The American military had a different version of events. A spokesman said that earlier in the evening American forces had twice observed episodes when two or three men fired mortars into the neighborhood to the north. After the second episode, the military called for an airstrike.
"We assess possibly two or three were killed or wounded," said Maj. Brad Leighton, a spokesman for the multinational forces in Baghdad. "We were not able to get an accurate assessment," he added. "Collateral damage was not observed, but it is a possibility," Major Leighton said. "If some innocents were killed, we regret that"."
Who do we believe?
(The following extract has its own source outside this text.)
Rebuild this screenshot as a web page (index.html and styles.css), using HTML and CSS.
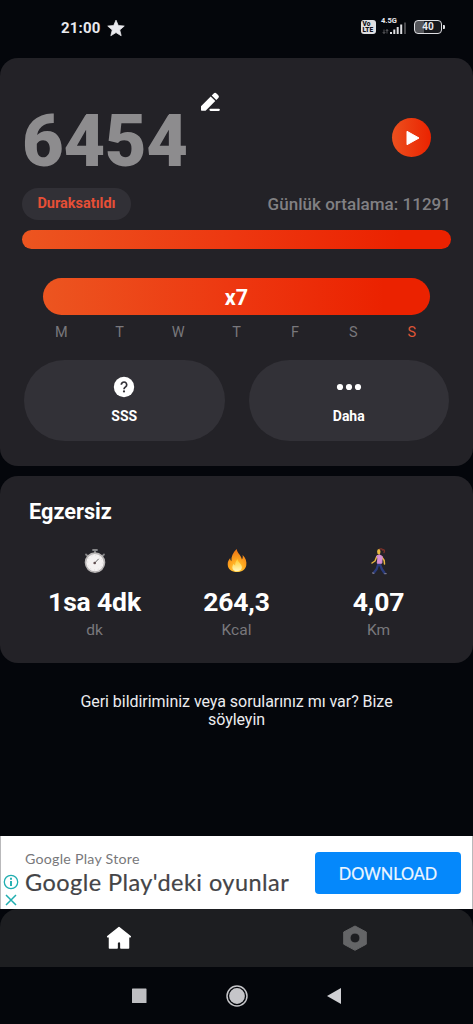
FILE: index.html
```html
<!DOCTYPE html>
<html lang="tr">
<head>
<meta charset="utf-8">
<meta name="viewport" content="width=device-width, initial-scale=1">
<title>Adım Sayar</title>
<link rel="stylesheet" href="styles.css">
</head>
<body>
<header class="status">
  <div class="status-left">
    <span class="clock">21:00</span>
    <svg width="18" height="18" viewBox="0 0 24 24"><path fill="#e9e9ee" stroke="#e9e9ee" stroke-width="1" stroke-linejoin="round" d="M12 1.500l3.100 7.200 7.900.7-6 5.200 1.900 7.700L12 18.100l-6.900 4.200L7 14.600 1 9.400l7.900-.7z"/></svg>
  </div>
  <div class="status-right">
    <div class="volte"><span>Vo</span><span>LTE</span></div>
    <div class="signal">
      <span class="network">4.5G</span>
      <svg width="26" height="13" viewBox="0 0 26 13">
        <path d="M3 7.500v4M1.700 10L3 11.500 4.300 10M6 11.500v-4M4.800 9L6 7.500 7.200 9" stroke="#68686c" fill="none" stroke-width=".8"/>
        <path d="M9 10h2v2H9zM12.300 7.500h2V12h-2zM15.700 5h2v7h-2zM19.200 2.500h2V12h-2z" fill="#dedee2"/>
        <path d="M23 .5h2V12h-2z" fill="#48484c"/>
      </svg>
    </div>
    <div class="battery"><span>40</span></div>
  </div>
</header>

<main>
  <section class="card summary">
    <div class="steps-row">
      <span class="steps">6454</span>
      <svg class="edit" width="22" height="22" viewBox="0 0 22 22"><path fill="#fff" d="M2 15.200L11.700 5.500l4.600 4.600L6.600 19.800H2.700a.7.700 0 0 1-.7-.7zM12.700 4.500l2-2a2 2 0 0 1 2.800 0l1.800 1.800a2 2 0 0 1 0 2.800l-2 2z"/><path d="M11.500 18.800h8.300" stroke="#fff" stroke-width="2.200" stroke-linecap="round"/></svg>
      <button class="play" aria-label="Başlat"><svg width="14" height="16" viewBox="0 0 14 16"><path d="M1 1.300v13.400L13 8z" fill="#fff" stroke="#fff" stroke-width="1" stroke-linejoin="round"/></svg></button>
    </div>
    <div class="state-row">
      <span class="paused">Duraksatıldı</span>
      <span class="average">Günlük ortalama: 11291</span>
    </div>
    <div class="progress"></div>
    <div class="streak">x7</div>
    <div class="days"><span>M</span><span>T</span><span>W</span><span>T</span><span>F</span><span>S</span><span class="today">S</span></div>
    <div class="actions">
      <button class="action">
        <svg width="22" height="22" viewBox="0 0 22 22"><circle cx="11" cy="11" r="10.200" fill="#fff"/><path d="M8.300 8.800a2.700 2.700 0 1 1 4.300 2.100c-1 .8-1.600 1.100-1.600 2.300" fill="none" stroke="#323137" stroke-width="1.700"/><circle cx="11" cy="15.400" r="1.100" fill="#323137"/></svg>
        <span>SSS</span>
      </button>
      <button class="action">
        <svg width="26" height="22" viewBox="0 0 26 22" fill="#fff"><circle cx="4" cy="11" r="3.100"/><circle cx="13" cy="11" r="3.100"/><circle cx="22" cy="11" r="3.100"/></svg>
        <span>Daha</span>
      </button>
    </div>
  </section>

  <section class="card exercise">
    <h2>Egzersiz</h2>
    <div class="stats">
      <div class="stat">
        <svg width="26" height="28" viewBox="0 0 26 28">
          <path d="M11 3h4M13 3v3M4 7.500l2 2M22 7.500l-2 2" stroke="#858587" stroke-width="1.800" stroke-linecap="round"/>
          <circle cx="13" cy="15.600" r="9.500" fill="#f4f1f1" stroke="#b8b5b5" stroke-width="1.600"/>
          <circle cx="13" cy="15.600" r="7.400" fill="none" stroke="#d6d2d2" stroke-width=".8" stroke-dasharray="1 2.870"/>
          <path d="M12.500 16.200l4.200-4.400" stroke="#666" stroke-width="1"/><circle cx="12.700" cy="16" r="1.300" fill="#604e50"/>
        </svg>
        <strong>1sa 4dk</strong><span>dk</span>
      </div>
      <div class="stat">
        <svg width="26" height="28" viewBox="0 0 26 28">
          <defs><radialGradient id="flame" cx=".5" cy=".9" r=".85"><stop offset="0" stop-color="#ffd449"/><stop offset=".45" stop-color="#ffab20"/><stop offset="1" stop-color="#f07615"/></radialGradient><linearGradient id="core" x1="0" y1="0" x2="0" y2="1"><stop offset="0" stop-color="#ffca28"/><stop offset="1" stop-color="#fff6bd"/></linearGradient></defs>
          <path fill="url(#flame)" d="M12.600 2c.8 4.500 4.700 6.300 5.300 10.400.8-.8 1.100-2.500.7-4.400 3 3 4.300 6.600 3.700 10.200-.7 4.200-4.200 6.800-9 6.800-5.600 0-9.500-3-9.600-7.600-.1-2.500 1-4.600 2.500-6.400 0 1.500.3 2.400 1.200 3.200C7 9.600 9 5.400 12.600 2z"/>
          <path fill="url(#core)" d="M13.500 12c.2 3 3.800 4.400 4.300 7.800.3 2.700-1.800 4.400-4.700 4.400-3 0-5-1.800-4.700-4.500.1-1.200.7-2.200 1.500-3 .2 1 .7 1.500 1.300 1.800-.1-2.500.8-4.800 2.300-6.500z"/>
        </svg>
        <strong>264,3</strong><span>Kcal</span>
      </div>
      <div class="stat">
        <svg width="26" height="28" viewBox="0 0 26 28" fill="none" stroke-linecap="round" stroke-linejoin="round">
          <path d="M13.500 2.200c1.600-.7 2.800-.2 3 .8 1.700-.8 2.500.8 1.500 2.600" stroke="#7d3029" stroke-width="1.300"/>
          <path d="M10.800 9.500L9 14l-3 2M15.800 9.800l2.400 3.700.3 3.500" stroke="#e6b63f" stroke-width="1.500"/>
          <path d="M13.800 17l2 5 2.700 4M12.300 17l-1.600 5-2.700 3.500" stroke="#2b3c7c" stroke-width="2.300"/>
          <path d="M11 8.800l2.500-1 2.700 1.600-.4 6.800h-4.600l.6-4z" fill="#d890d3" stroke="#d890d3" stroke-width="1"/>
          <ellipse cx="12.800" cy="4.700" rx="1.700" ry="2.700" fill="#e6b63f"/>
          <path d="M7.800 26.400l-1.300-.5M18.700 26.600h1.500" stroke="#77758a" stroke-width="1.200"/>
        </svg>
        <strong>4,07</strong><span>Km</span>
      </div>
    </div>
  </section>
  <p class="feedback">Geri bildiriminiz veya sorularınız mı var? Bize söyleyin</p>
</main>

<aside class="ad">
  <div class="ad-marks">
    <svg width="16" height="16" viewBox="0 0 16 16" fill="none" stroke="#20aeb0" stroke-width="1.300"><circle cx="8" cy="8" r="6.700"/><path d="M8 7v5M8 3.800v1.900" stroke-width="1.900"/></svg>
    <svg width="16" height="14" viewBox="0 0 16 14" fill="none" stroke="#20aeb0" stroke-width="1.500"><path d="M3 2l10 10M13 2L3 12"/></svg>
  </div>
  <div class="ad-copy"><span class="ad-source">Google Play Store</span><span class="ad-title">Google Play'deki oyunlar</span></div>
  <button class="download">DOWNLOAD</button>
</aside>
<div class="tabs-back">
  <nav class="tabs">
    <svg width="28" height="28" viewBox="0 0 28 28"><path fill="#fff" stroke="#fff" stroke-linejoin="round" stroke-width="1.500" d="M15 3.500L3.700 12.700h1.800v11.300h7.600v-4.500a1.900 1.900 0 0 1 3.800 0V24h7.600V12.700h1.800z"/></svg>
    <svg width="28" height="28" viewBox="0 0 28 28"><path fill="#646567" fill-rule="evenodd" stroke="#646567" stroke-linejoin="round" d="M14 2l11.300 6v12.200L14 26.300 2.700 20.200V8zM14 9a5 5 0 1 0 0 10 5 5 0 1 0 0-10z"/></svg>
  </nav>
</div>
<footer class="system">
  <svg width="24" height="24" viewBox="0 0 24 24"><rect x="4" y="4.500" width="14.500" height="14.500" rx=".6" fill="#bebec2"/></svg>
  <svg width="24" height="24" viewBox="0 0 24 24"><circle cx="12" cy="12" r="10" fill="none" stroke="#c5c5c9" stroke-width="1.500"/><circle cx="12" cy="12" r="7.900" fill="#c5c5c9"/></svg>
  <svg width="24" height="24" viewBox="0 0 24 24"><path fill="#d0d0d4" d="M19 4v16L5 12z"/></svg>
</footer>
</body>
</html>
```
FILE: styles.css
```css
* { box-sizing: border-box; }
body {
  margin: 0;
  width: 473px;
  height: 1024px;
  display: flex;
  flex-direction: column;
  overflow: hidden;
  background: #04060b;
  color: #fff;
  font-family: Roboto, sans-serif;
}
button { border: 0; padding: 0; color: inherit; font-family: inherit; }
svg { display: block; flex: none; }

.status {
  height: 58px;
  padding: 0 31px 4px 61px;
  display: flex;
  justify-content: space-between;
  align-items: center;
  color: #e9e9ee;
}
.status-left, .status-right { display: flex; align-items: center; }
.status-left { gap: 6px; padding-top: 1px; }
.clock { font-size: 15px; font-weight: 700; letter-spacing: .2px; line-height: 18px; }
.volte {
  width: 15px; height: 14px;
  border-radius: 3px;
  background: #dedee2;
  color: #101116;
  display: flex; flex-direction: column;
  padding: 1px 1px 0 1.5px;
  font-size: 6.500px; line-height: 6px; font-weight: 900;
}
.signal { width: 26px; height: 17px; margin: 0 7px 3px 5px; display: flex; flex-direction: column; }
.network { height: 5px; font-size: 7.500px; line-height: 8px; font-weight: 700; white-space: nowrap; }
.battery {
  width: 28px; height: 14px;
  border: 1.5px solid #dedee2;
  border-radius: 4px;
  position: relative;
  background: linear-gradient(90deg, #55565b 35%, #16171c 35%);
  font-size: 10px; line-height: 12px; font-weight: 700;
  text-align: center;
}
.battery::after {
  content: "";
  position: absolute; right: -4px; top: 3.5px;
  width: 2px; height: 4px;
  background: #dedee2;
  border-radius: 0 1px 1px 0;
}

.card { background: #232227; border-radius: 18px; }
.summary { height: 408px; padding: 0 22px; display: flex; flex-direction: column; }
.steps-row { height: 129px; display: flex; align-items: flex-start; }
.steps { width: 168px; margin-top: 47px; font-size: 72px; line-height: 74px; font-weight: 900; letter-spacing: -.3px; color: #8d8c8e; }
.edit { margin: 33px 0 0 9px; }
.play {
  width: 39px; height: 39px;
  margin: 60px 20px 0 auto;
  border-radius: 50%;
  background: linear-gradient(90deg, #ec501e, #eb2300);
  display: flex; align-items: center; justify-content: center;
}
.play svg { margin-left: 2px; }
.state-row { height: 33px; display: flex; justify-content: space-between; align-items: center; }
.paused {
  width: 109px; height: 32px;
  border-radius: 16px;
  background: #313036;
  color: #e64f36;
  font-size: 14.500px; line-height: 31px; font-weight: 700;
  text-align: center;
}
.average { font-size: 17px; font-weight: 500; letter-spacing: .03px; color: #818083; padding-top: 1px; }
.progress { height: 19px; margin-top: 10px; border-radius: 10px; }
.progress, .streak { flex: none; background: linear-gradient(90deg, #ec5520, #ed3710 50%, #eb2200 88%); }
.streak {
  height: 37px; margin: 28.500px 21px 0;
  border-radius: 19px;
  font-size: 21.500px; line-height: 39px; font-weight: 700;
  text-align: center;
}
.days {
  height: 20px; margin: 7.500px 10px 0;
  display: grid; grid-template-columns: repeat(7, 1fr);
  font-size: 14.500px; line-height: 21px;
  text-align: center;
  color: #79787c;
}
.today { color: #df5536; }
.actions { display: grid; grid-template-columns: 1fr 1fr; gap: 24px; margin: 17.500px 2px 0; }
.action {
  height: 81px;
  border-radius: 41px;
  background: #323137;
  display: flex; flex-direction: column; align-items: center;
  padding-top: 16px; gap: 9.500px;
  font-size: 14px; line-height: 18px; font-weight: 700;
}

.exercise { height: 187px; margin-top: 10px; padding-top: 22.500px; }
.exercise h2 { margin: 0 0 0 29px; font-size: 21.700px; line-height: 26px; font-weight: 700; }
.stats { display: grid; grid-template-columns: repeat(3, 142px); margin: 22.500px 0 0 23.500px; }
.stat { display: flex; flex-direction: column; align-items: center; }
.stat strong { margin-top: 11px; font-size: 26.500px; line-height: 32px; font-weight: 700; letter-spacing: -.15px; }
.stat span { margin-top: 2px; font-size: 15.500px; line-height: 20px; color: #79787c; }
.feedback {
  width: 330px;
  margin: 30px auto 0;
  font-size: 16px; line-height: 18px; letter-spacing: -.04px;
  color: #ececef;
  text-align: center;
}

.ad {
  height: 73px; margin-top: auto; flex: none;
  background: #fff;
  border: 1px solid #b9b9bb;
  border-width: 0 1px;
  display: flex;
  color: #444447;
}
.ad-marks { width: 24px; padding: 37.500px 0 0 2px; }
.ad-marks svg + svg { margin-top: 3px; }
.ad-copy { display: flex; flex-direction: column; padding-top: 12.500px; white-space: nowrap; font-family: Lato, sans-serif; }
.ad-source { font-size: 14.200px; line-height: 20px; letter-spacing: .26px; color: #78787b; }
.ad-title { font-size: 23.500px; line-height: 27px; letter-spacing: .45px; -webkit-text-stroke: .2px #444447; }
.download {
  width: 146px; height: 42px;
  margin: 16px 11px 0 auto;
  border-radius: 4px;
  background: #0588fb;
  color: #edf6ff;
  font-family: Lato, sans-serif;
  font-size: 16.300px; line-height: 41px;
  -webkit-text-stroke: .2px #edf6ff;
}
.tabs-back { flex: none; height: 58px; background: #04060b; }
.tabs {
  height: 58px;
  border-radius: 18px 18px 0 0;
  background: #1d1e21;
  display: grid; grid-template-columns: 1fr 1fr;
  justify-items: center; align-items: center;
}
.system {
  flex: none; height: 57px;
  padding: 0 127.500px;
  display: flex; justify-content: space-between; align-items: center;
}
```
Major Brad Leighton, who was "not able to get an accurate assessment", or Ahmad Abdullah, 37, a taxi driver, who next day "stood watching the coffins being loaded back onto the trucks to be driven for burial to Najaf, a city holy to Shiites. "It was a real massacre of innocent people, without clear reason," he said. "I lost my brother-in-law -- he was the father of three kids and he was just watching the game. May God revenge the bloodshed of those martyrs."
There is no doubt that the deaths will be revenged. But by whom, and where, and how? Certainly not through international processes in response to the Geneva Convention's strictures concerning killing that is "excessive in relation to the concrete and direct military advantage anticipated," which are treated with contempt by Bush.
The relatives and friends of the dead will encourage the youth of the local population to join the resistance movement and kill as many Americans as they can. But the atrocities have a much wider effect. Pictures of shattered bodies of Iraqi and Afghan children rarely if ever appear on TV screens in the US, but they are seen in most countries in the Middle East and Asia. DVDs are made of them and distributed cheaply in bazaars from Morocco to Manila. They have an amazing impact.
Young Muslims around the world are being encouraged to take revenge for the killing of women and children by US forces. The fires of their hatred are being fuelled by attacks on civilians. Insurgents in Iraq and Afghanistan will wreak vengeance within their own countries, but nobody knows where else there will be revenge for bloodshed.